Nel giugno del 1964, con una significativa polemica sulla mancanza di coraggio nel fare luce sullo scandalo del SIFAR, anche l'ultima serie di Stato democratico cessa le pubblicazioni. Preferisce cadere in piedi, senza particolari comunicati, nella convinzione che la lunga battaglia di idee restava nella coscienza di un personale politico che non andava disperso e che, successivamente, diventerà parte considerevole del gruppo dirigente della DC nel partito, nelle istituzioni, nel governo. Più tardi, a partire dal marzo 1972, Granelli, eletto parlamentare nel 1968, dirige in continuità con l'esperienza de La Base un nuovo mensile di politica e di cultura, Il Domani d'Italia, edito dalla cooperativa di giornalisti Donati, che riprende una combattiva testata dalla sinistra del Partito popolare diretta, negli anni Venti, da Francesco Luigi Ferrari.

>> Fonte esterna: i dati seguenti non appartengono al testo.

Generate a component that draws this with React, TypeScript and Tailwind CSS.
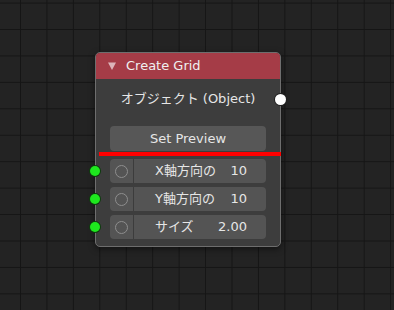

Si cerca di avvicinare, nella collaborazione, esponenti di generazioni diverse. Si affrontano, in dialogo con Moro, problemi nuovi. Nascono le prime intuizioni per una politica di solidarietà nazionale che includa il PCI, continuano le sollecitazioni ad un più profondo rinnovamento della DC sollecitato dal risveglio che si manifesta tra i cattolici con il Concilio Ecumenico Vaticano II. L'esperienza dura pochi anni ed è resa difficile anche dalle crescenti responsabilità assunte da molti dei suoi protagonisti. Resta, tuttavia, una fase importante, anche se non l'ultima, di un processo di formazione di militanti, di quadri, di gruppi dirigenti, realizzatosi nella DC, in un vivace contrasto di idee e di lotte politiche, a partire dal 1953 con la nascita di un movimento come La Base.